**What this task involves**
Find the lines with the string "React" and return them.
## Begin
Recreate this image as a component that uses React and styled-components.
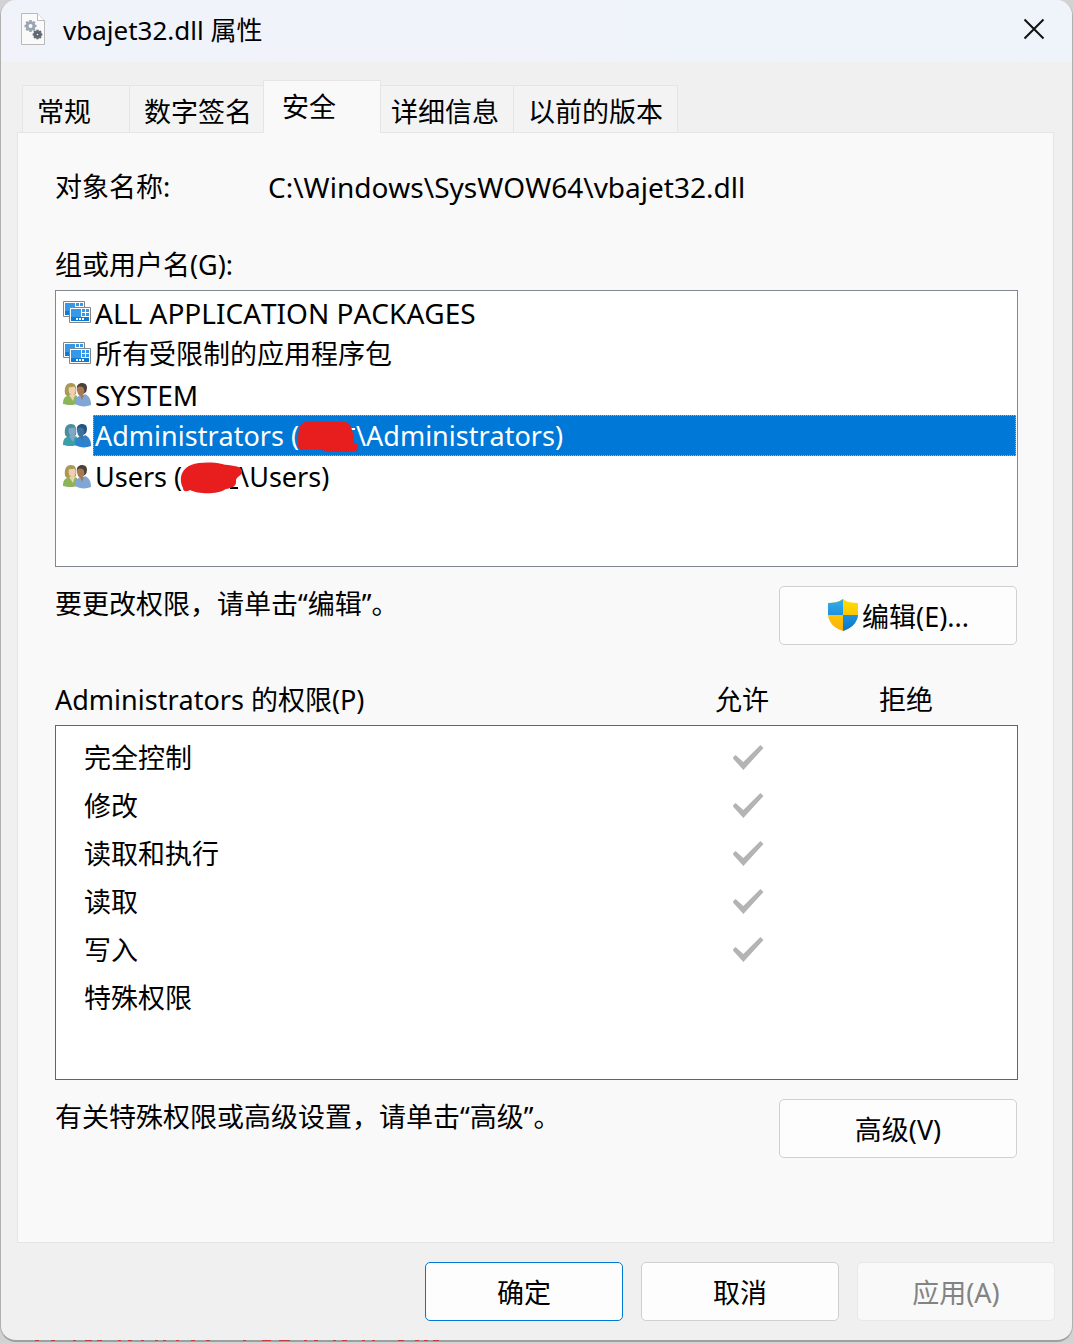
import React from 'react';
import styled, { createGlobalStyle, css } from 'styled-components';

const GlobalStyle = createGlobalStyle`
  * {
    box-sizing: border-box;
  }
  body {
    background: #d2d2d2;
    color: #000;
    font-family: 'Noto Sans', 'Noto Sans CJK SC', sans-serif;
    font-kerning: none;
    font-size: 27px;
    line-height: 36px;
    margin: 0;
  }
  button, input {
    color: inherit;
    font: inherit;
    font-kerning: none;
  }
`;

const Window = styled.main`
  background: #f0f0f0;
  border: 1px solid #b0b0b0;
  border-bottom: 2px solid #9f9f9f;
  border-radius: 16px;
  border-top-width: 0;
  position: relative;
`;

const TitleBar = styled.header`
  align-items: center;
  background: linear-gradient(90deg, #f0f3fa, #eef4f9);
  border-radius: 15px 15px 0 0;
  display: flex;
  height: 62px;
  padding: 0 27px 4px 20px;
  svg {
    display: block;
  }
`;

const Title = styled.h1`
  flex: 1;
  font-size: 26px;
  font-weight: 400;
  margin: 2px 0 0 17px;
`;

const CloseButton = styled.button`
  background: none;
  border: 0;
  padding: 0;
`;

const TabList = styled.div`
  align-items: flex-end;
  display: flex;
  margin: 18px 0 0 21px;
`;

const Tab = styled.button`
  background: #f3f3f3;
  border: 1px solid #e5e5e5;
  border-bottom: 0;
  border-right-width: 0;
  height: 47px;
  min-width: 107px;
  padding: 6px 14px 0;
  text-align: left;
  white-space: nowrap;
  &:last-child {
    border-right-width: 1px;
  }
  ${({ $active }) =>
    $active &&
    css`
      background: #f9f9f9;
      border-right-width: 1px;
      height: 53px;
      margin: 0 -5px -1px -3px;
      min-width: 118px;
      padding: 0 18px 1px;
      position: relative;
      z-index: 1;
    `}
`;

const Panel = styled.section`
  background: #f9f9f9;
  border: 1px solid #e5e5e5;
  margin: 0 18px 0 16px;
  padding: 36px 35px 84px 37px;
`;

const ObjectRow = styled.div`
  display: grid;
  grid-template-columns: 213px 1fr;
  margin-bottom: 42px;
`;

const ObjectPath = styled.span`
  font-size: 28px;
`;

const GroupLabel = styled.div`
  margin-bottom: 7px;
`;

const GroupList = styled.div`
  background: #fff;
  border: 1px solid #828790;
  min-height: 277px;
  padding: 1px 1px 0 7px;
`;

const GroupItem = styled.div`
  display: flex;
  gap: 2px;
  height: 41px;
  svg {
    flex: none;
  }
  > svg {
    margin-top: 6px;
  }
`;

const GroupName = styled.span`
  border: 1px dotted transparent;
  flex: 1;
  font-size: ${({ $large }) => ($large ? '28px' : '27px')};
  padding: 2px 1px 0;
  white-space: nowrap;
  ${({ $selected }) =>
    $selected &&
    css`
      background: #0078d7;
      border-color: #e8a15c;
      color: #fff;
    `}
`;

const Scribble = styled.svg`
  display: inline-block;
  height: 36px;
  margin: 0 -4px 0 -2px;
  position: relative;
  vertical-align: middle;
  width: 63px;
`;

const ActionRow = styled.div`
  align-items: flex-start;
  display: flex;
  justify-content: space-between;
  margin: 19px 1px 0 0;
`;

const Button = styled.button`
  align-items: center;
  background: #fdfdfd;
  border: 1px solid ${({ $primary }) => ($primary ? '#0078d4' : '#d0d0d0')};
  border-radius: 5px;
  display: flex;
  gap: 3px;
  height: 59px;
  justify-content: center;
  padding: 2px 0 0;
  width: ${({ $wide }) => ($wide ? '238px' : '198px')};
  &:disabled {
    background: #f9f9f9;
    border-color: #e8e8e8;
    color: #838383;
  }
  svg {
    margin-bottom: 4px;
  }
`;

const PermissionTable = styled.table`
  display: block;
  margin-top: 37px;
  thead,
  tbody {
    display: block;
  }
  thead {
    padding: 0 30px 7px 0;
  }
  tbody {
    background: #fff;
    border: 1px solid #646464;
    min-height: 355px;
    padding: 8px 23px 0 28px;
  }
  tr {
    display: grid;
    grid-template-columns: 1fr 164px 164px;
  }
  th,
  td {
    font-weight: 400;
    padding: 0;
    text-align: center;
  }
  th:first-child {
    text-align: left;
  }
  tbody tr {
    height: 48px;
    line-height: 48px;
  }
`;

const Tick = styled.input`
  appearance: none;
  background: ${({ checked }) => (checked ? '#b4b4b4' : 'transparent')};
  clip-path: polygon(0 52%, 10% 40%, 35% 68%, 90% 0, 100% 12%, 35% 100%);
  display: block;
  height: 25px;
  margin: 11px auto 0;
  width: 31px;
`;

const Footer = styled.footer`
  display: flex;
  gap: 18px;
  justify-content: flex-end;
  padding: 19px 17px 19px 0;
`;

const Fringe = styled.svg`
  bottom: -2px;
  left: 0;
  position: absolute;
`;

const gearTeeth = [0, 45, 90, 135];

const Gear = ({ x, y, r, color }) => (
  <g transform={`translate(${x} ${y})`} stroke={color} fill="none">
    {gearTeeth.map((a) => (
      <path key={a} d={`M0 ${-r - 2}V${-r}M0 ${r}V${r + 2}`} strokeWidth="2.4" transform={`rotate(${a})`} />
    ))}
    <circle r={r - 0.6} strokeWidth="2.8" />
  </g>
);

const FileIcon = () => (
  <svg width="25" height="33" viewBox="0 0 25 33" aria-hidden="true">
    <path d="M.5 .5H16.5L23.5 7.5V31.5H.5Z" fill="#fafafa" stroke="#b9b9b9" />
    <path d="M16.5 .5V7.5H23.5" fill="#fff" stroke="#b9b9b9" />
    <Gear x={9.5} y={13} r={4} color="#9aa5b1" />
    <Gear x={16.5} y={21.5} r={2.8} color="#5d6871" />
  </svg>
);

const Tile = ({ x, y }) => (
  <g transform={`translate(${x} ${y})`}>
    <path d="M.5 .5H21.5V15.5H.5Z" fill="#fff" stroke="#858585" />
    <path d="M2 2H12V10H2ZM13 2H16V5H13ZM17 2H20V5H17ZM13 6H16V9H13ZM17 6H20V9H17Z" fill="#3698e8" />
    <path d="M2 10H20V14H2Z" fill="#0c7bd4" />
    <path d="M7 11H9V13H7ZM10 11H12V13H10ZM13 11H15V13H13Z" fill="#fff" />
  </g>
);

const PackageIcon = () => (
  <svg width="28" height="26" viewBox="0 0 28 26" aria-hidden="true">
    <Tile x={0} y={3} />
    <Tile x={6} y={9} />
  </svg>
);

const UsersIcon = ({ selected }) => {
  const c = selected
    ? ['#4a8f9c', '#7fa9c6', '#3a9fa8', '#24547f', '#3f719c', '#2e83cc']
    : ['#a99a55', '#f0cfae', '#8db45a', '#4b4038', '#a87852', '#7fa6d4'];
  return (
    <svg width="28" height="28" viewBox="0 -2 28 28" aria-hidden="true">
      <path d="M2 12C1 5 3 1 8 1C12 1 14 4 13 12L10 14H4Z" fill={c[0]} />
      <path d="M6 5C8 6 11 3 12.5 6C13 10 12 13 9.5 13C6 13 5 9 6 5Z" fill={c[1]} />
      <path d="M0 22C0 15 3 14 7 13L10 15L13 13L16 17V21C11 24 4 23 0 22Z" fill={c[2]} />
      <path d="M6 13L10 19L12 13L10 12Z" fill={c[1]} />
      <path d="M14 8C13 3 16 1 19 1C24 1 25 5 23 10L19 13Z" fill={c[3]} />
      <path d="M14 6C16 4 20 4 21 7C22 11 20 14 18 14C15 14 14 10 14 6Z" fill={c[4]} />
      <path d="M12 22C12 16 14 15 17 13L19 15L22 12C26 14 28 17 28 23C23 25 17 25 12 22Z" fill={c[5]} />
      <path d="M17 13L19 18L21 13Z" fill={c[4]} />
    </svg>
  );
};

const ShieldIcon = () => (
  <svg width="32" height="34" viewBox="0 0 32 34" aria-hidden="true">
    <defs>
      <clipPath id="shield">
        <path d="M16 1C20 4 25 5 31 5V16C31 24 25 30 16 33C7 30 1 24 1 16V5C7 5 12 4 16 1Z" />
      </clipPath>
      <linearGradient id="shieldBlue" x2="0" y2="34" gradientUnits="userSpaceOnUse">
        <stop stopColor="#36b0ee" />
        <stop offset="1" stopColor="#0873cc" />
      </linearGradient>
      <linearGradient id="shieldGold" x2="0" y2="34" gradientUnits="userSpaceOnUse">
        <stop stopColor="#ffe000" />
        <stop offset="1" stopColor="#fcac0c" />
      </linearGradient>
    </defs>
    <g clipPath="url(#shield)">
      <path d="M0 0H32V34H0Z" fill="url(#shieldGold)" />
      <path d="M0 0H16V17H0ZM16 17H32V34H16Z" fill="url(#shieldBlue)" />
    </g>
  </svg>
);

const AdminScribble = () => (
  <Scribble viewBox="0 0 63 36" aria-hidden="true">
    <path d="M51 8H58" stroke="#fff" strokeWidth="2" />
    <path
      d="M8 1C20 0 36 1 48 1C53 2 55 7 56 13L57 22C62 22 63 29 58 30C50 31 34 32 25 29C16 28 9 28 4 29C-1 26 2 21 1 16C2 10 1 4 8 1Z"
      fill="#e71d1e"
    />
  </Scribble>
);

const UsersScribble = () => (
  <Scribble viewBox="0 0 63 36" aria-hidden="true">
    <path d="M50 26H58" stroke="#000" strokeWidth="2" />
    <path
      d="M11 3C20 0 32 0 42 2C50 4 60 3 62 8C63 14 57 14 56 18C57 25 51 26 46 27C37 33 18 32 10 28C7 30 3 30 3 26C-1 18 0 8 11 3Z"
      fill="#e71d1e"
    />
  </Scribble>
);

const tabs = ['常规', '数字签名', '安全', '详细信息', '以前的版本'];

const groups = [
  { id: 'packages', icon: PackageIcon, name: 'ALL APPLICATION PACKAGES', large: true },
  { id: 'restricted', icon: PackageIcon, name: '所有受限制的应用程序包' },
  { id: 'system', icon: UsersIcon, name: 'SYSTEM', large: true },
  {
    id: 'admins',
    icon: UsersIcon,
    name: <>Administrators (<AdminScribble />\Administrators)</>,
    selected: true,
  },
  { id: 'users', icon: UsersIcon, name: <>Users (<UsersScribble />\Users)</> },
];

const permissions = [
  { name: '完全控制', allow: true },
  { name: '修改', allow: true },
  { name: '读取和执行', allow: true },
  { name: '读取', allow: true },
  { name: '写入', allow: true },
  { name: '特殊权限', allow: false },
];

const App = () => (
  <>
    <GlobalStyle />
    <Window>
      <TitleBar>
        <FileIcon />
        <Title>vbajet32.dll 属性</Title>
        <CloseButton type="button" aria-label="关闭">
          <svg width="22" height="22" viewBox="0 0 22 22">
            <path d="M1.5 1.5L20.5 20.5M20.5 1.5L1.5 20.5" stroke="#111" strokeWidth="2" />
          </svg>
        </CloseButton>
      </TitleBar>
      <TabList role="tablist">
        {tabs.map((tab) => (
          <Tab key={tab} type="button" role="tab" aria-selected={tab === '安全'} $active={tab === '安全'}>
            {tab}
          </Tab>
        ))}
      </TabList>
      <Panel role="tabpanel">
        <ObjectRow>
          <span>对象名称:</span>
          <ObjectPath>C:\Windows\SysWOW64\vbajet32.dll</ObjectPath>
        </ObjectRow>
        <GroupLabel id="groups">组或用户名(G):</GroupLabel>
        <GroupList role="listbox" aria-labelledby="groups">
          {groups.map(({ id, icon: Icon, name, large, selected = false }) => (
            <GroupItem key={id} role="option" aria-selected={selected}>
              <Icon selected={selected} />
              <GroupName $selected={selected} $large={large}>{name}</GroupName>
            </GroupItem>
          ))}
        </GroupList>
        <ActionRow>
          <span>要更改权限，请单击“编辑”。</span>
          <Button type="button" $wide>
            <ShieldIcon />
            编辑(E)...
          </Button>
        </ActionRow>
        <PermissionTable>
          <thead>
            <tr>
              <th scope="col">Administrators 的权限(P)</th>
              <th scope="col">允许</th>
              <th scope="col">拒绝</th>
            </tr>
          </thead>
          <tbody>
            {permissions.map(({ name, allow }) => (
              <tr key={name}>
                <th scope="row">{name}</th>
                <td>
                  <Tick type="checkbox" checked={allow} disabled readOnly aria-label={`${name} 允许`} />
                </td>
                <td>
                  <Tick type="checkbox" checked={false} disabled readOnly aria-label={`${name} 拒绝`} />
                </td>
              </tr>
            ))}
          </tbody>
        </PermissionTable>
        <ActionRow>
          <span>有关特殊权限或高级设置，请单击“高级”。</span>
          <Button type="button" $wide>高级(V)</Button>
        </ActionRow>
      </Panel>
      <Footer>
        <Button type="button" $primary>确定</Button>
        <Button type="button">取消</Button>
        <Button type="button" disabled>应用(A)</Button>
      </Footer>
      <Fringe width="440" height="2" aria-hidden="true">
        <path
          d="M34 .5H38M50 .5H54M72 .5H75M84 .5H91M96 .5H101M117 .5H120M127 .5H131M140 .5H143M154 .5H157M162 .5H165M175 .5H178M190 .5H194M205 .5H209M242 .5H245M261 .5H270M278 .5H289M303 .5H306M313 .5H317M332 .5H335M341 .5H346M361 .5H364M371 .5H374M397 .5H403M414 .5H418M423 .5H427M432 .5H438"
          stroke="#c8393b"
        />
      </Fringe>
    </Window>
  </>
);

export default App;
## End
**Response for this exercise**
Recreate this image as a component that uses React and styled-components.
import React from 'react';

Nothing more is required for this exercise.